Pages as source code
— begin —

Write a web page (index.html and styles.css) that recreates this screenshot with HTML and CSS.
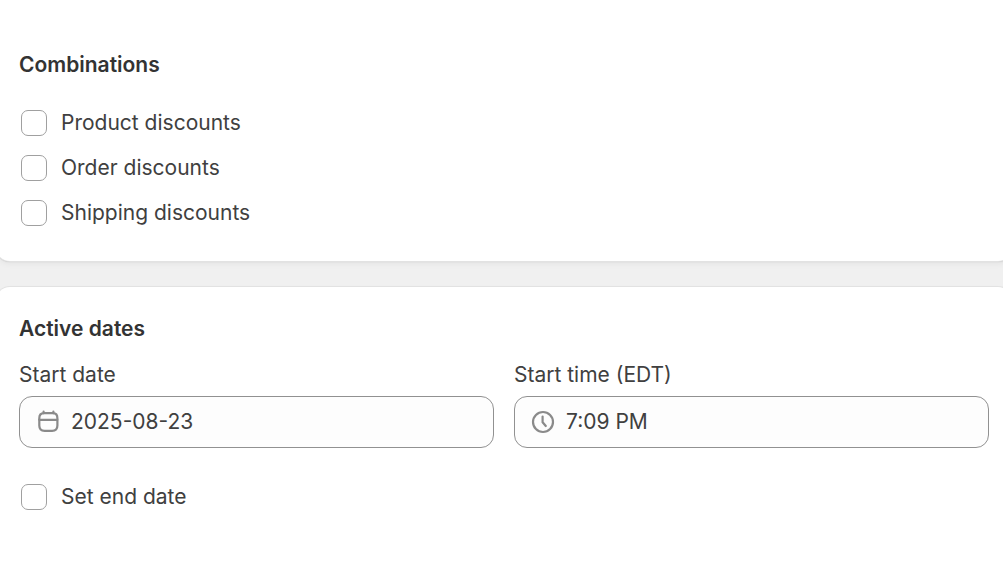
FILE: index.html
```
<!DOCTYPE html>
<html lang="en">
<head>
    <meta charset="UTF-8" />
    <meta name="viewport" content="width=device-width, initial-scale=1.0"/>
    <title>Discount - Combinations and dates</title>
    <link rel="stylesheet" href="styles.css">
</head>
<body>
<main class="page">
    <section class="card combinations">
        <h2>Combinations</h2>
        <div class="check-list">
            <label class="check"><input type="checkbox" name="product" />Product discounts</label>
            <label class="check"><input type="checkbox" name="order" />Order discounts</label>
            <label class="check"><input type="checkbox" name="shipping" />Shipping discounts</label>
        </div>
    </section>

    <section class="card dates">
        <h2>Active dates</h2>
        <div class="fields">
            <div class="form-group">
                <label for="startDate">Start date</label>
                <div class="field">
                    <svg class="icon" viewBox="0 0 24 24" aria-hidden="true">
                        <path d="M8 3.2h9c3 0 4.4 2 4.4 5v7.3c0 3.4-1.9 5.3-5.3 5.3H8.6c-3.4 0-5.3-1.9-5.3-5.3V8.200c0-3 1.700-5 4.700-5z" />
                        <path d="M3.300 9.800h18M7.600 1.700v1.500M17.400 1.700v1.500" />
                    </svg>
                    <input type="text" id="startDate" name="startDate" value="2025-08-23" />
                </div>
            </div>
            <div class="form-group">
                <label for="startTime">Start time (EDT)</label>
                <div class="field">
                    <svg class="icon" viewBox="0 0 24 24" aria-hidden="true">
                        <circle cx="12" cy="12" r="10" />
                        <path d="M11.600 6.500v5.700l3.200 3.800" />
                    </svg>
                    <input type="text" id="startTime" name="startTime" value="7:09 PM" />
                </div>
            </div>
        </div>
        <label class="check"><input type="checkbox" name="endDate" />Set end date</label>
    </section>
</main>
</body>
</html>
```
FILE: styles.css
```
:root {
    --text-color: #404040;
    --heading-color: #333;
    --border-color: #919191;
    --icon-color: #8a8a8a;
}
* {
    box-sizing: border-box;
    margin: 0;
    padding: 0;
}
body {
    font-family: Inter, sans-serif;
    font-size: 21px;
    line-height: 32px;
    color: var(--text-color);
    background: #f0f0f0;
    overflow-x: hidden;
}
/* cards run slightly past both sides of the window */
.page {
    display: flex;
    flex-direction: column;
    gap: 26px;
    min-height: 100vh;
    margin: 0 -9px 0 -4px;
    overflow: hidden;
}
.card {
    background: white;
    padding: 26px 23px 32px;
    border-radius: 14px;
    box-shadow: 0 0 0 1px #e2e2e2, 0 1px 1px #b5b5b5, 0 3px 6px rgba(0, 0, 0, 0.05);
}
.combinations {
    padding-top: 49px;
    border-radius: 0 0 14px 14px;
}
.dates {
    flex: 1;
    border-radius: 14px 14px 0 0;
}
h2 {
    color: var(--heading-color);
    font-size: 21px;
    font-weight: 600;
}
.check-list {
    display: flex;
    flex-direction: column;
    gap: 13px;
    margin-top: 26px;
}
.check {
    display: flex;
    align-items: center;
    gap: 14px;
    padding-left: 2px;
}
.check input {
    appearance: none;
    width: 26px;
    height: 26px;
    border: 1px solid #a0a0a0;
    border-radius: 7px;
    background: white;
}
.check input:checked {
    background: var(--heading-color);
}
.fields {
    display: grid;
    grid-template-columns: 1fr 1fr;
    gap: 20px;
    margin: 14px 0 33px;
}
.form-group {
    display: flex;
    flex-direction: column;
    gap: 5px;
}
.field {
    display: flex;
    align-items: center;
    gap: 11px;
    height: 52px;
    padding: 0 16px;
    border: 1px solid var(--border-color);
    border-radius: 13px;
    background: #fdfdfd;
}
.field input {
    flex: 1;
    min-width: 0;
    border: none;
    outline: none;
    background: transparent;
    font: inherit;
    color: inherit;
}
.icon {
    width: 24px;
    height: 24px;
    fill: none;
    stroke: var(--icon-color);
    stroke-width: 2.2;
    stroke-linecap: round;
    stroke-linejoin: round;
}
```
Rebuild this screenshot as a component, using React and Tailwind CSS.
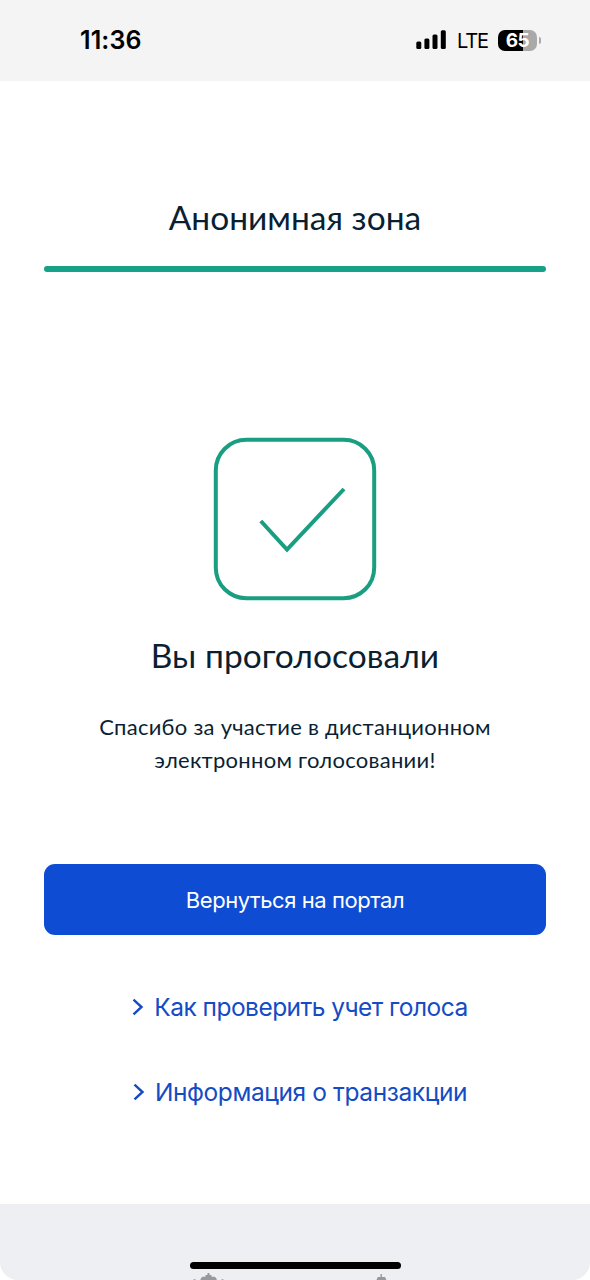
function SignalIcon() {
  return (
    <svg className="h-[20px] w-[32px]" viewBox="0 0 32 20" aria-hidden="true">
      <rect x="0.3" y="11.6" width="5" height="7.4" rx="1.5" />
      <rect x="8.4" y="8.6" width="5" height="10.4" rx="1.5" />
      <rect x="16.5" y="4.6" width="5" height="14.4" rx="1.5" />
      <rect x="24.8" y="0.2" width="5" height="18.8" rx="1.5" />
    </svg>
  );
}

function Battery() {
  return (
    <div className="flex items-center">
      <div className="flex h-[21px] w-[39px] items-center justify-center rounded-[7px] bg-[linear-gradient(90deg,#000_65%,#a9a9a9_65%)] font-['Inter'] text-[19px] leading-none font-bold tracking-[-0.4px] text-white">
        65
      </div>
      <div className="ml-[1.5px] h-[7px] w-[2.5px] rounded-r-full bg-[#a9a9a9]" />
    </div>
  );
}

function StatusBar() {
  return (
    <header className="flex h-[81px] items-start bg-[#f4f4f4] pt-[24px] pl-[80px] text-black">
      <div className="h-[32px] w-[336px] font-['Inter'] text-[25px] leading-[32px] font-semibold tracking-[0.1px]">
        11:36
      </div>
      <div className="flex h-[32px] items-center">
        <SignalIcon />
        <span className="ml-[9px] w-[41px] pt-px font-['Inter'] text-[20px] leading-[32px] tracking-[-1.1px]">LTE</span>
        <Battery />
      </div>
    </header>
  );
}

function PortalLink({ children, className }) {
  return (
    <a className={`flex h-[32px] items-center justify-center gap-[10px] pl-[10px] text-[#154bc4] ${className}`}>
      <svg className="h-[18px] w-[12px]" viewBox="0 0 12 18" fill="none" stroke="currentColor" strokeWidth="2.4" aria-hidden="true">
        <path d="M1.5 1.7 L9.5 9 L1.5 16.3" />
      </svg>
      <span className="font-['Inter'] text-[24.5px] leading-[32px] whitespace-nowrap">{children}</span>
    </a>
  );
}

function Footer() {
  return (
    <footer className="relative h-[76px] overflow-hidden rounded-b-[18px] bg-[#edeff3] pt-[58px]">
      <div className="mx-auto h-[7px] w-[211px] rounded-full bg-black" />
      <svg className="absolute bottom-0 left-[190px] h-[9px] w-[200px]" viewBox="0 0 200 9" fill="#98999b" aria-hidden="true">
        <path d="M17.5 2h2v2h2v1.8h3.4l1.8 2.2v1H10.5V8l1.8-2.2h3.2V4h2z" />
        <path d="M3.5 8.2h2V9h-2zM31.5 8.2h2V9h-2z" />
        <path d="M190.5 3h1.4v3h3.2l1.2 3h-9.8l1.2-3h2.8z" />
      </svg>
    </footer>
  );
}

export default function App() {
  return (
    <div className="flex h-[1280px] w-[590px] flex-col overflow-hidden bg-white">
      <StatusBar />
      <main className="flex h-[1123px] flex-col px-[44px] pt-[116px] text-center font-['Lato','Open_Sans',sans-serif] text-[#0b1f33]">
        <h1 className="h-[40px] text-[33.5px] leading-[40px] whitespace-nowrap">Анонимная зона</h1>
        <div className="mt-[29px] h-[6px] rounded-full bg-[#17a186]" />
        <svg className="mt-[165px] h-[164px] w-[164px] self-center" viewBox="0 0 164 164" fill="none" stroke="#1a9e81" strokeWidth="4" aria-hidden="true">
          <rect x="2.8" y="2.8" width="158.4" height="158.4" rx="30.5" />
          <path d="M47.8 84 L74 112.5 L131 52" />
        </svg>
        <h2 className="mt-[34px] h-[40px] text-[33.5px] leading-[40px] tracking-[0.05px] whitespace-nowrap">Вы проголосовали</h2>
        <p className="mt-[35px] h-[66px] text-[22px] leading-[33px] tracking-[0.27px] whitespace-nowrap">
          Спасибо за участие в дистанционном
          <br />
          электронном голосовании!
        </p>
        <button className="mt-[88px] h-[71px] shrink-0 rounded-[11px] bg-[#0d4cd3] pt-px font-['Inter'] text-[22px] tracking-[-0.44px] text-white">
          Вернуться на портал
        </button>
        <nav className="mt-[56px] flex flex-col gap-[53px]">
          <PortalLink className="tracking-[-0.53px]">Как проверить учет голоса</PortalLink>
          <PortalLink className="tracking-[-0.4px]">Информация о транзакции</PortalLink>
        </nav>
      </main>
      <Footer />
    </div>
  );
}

— end —

PROBLEM REQUIREMENTS: From the entries above, extract every line where the word "this" appears.

RESULT:
Write a web page (index.html and styles.css) that recreates this screenshot with HTML and CSS.
Rebuild this screenshot as a component, using React and Tailwind CSS.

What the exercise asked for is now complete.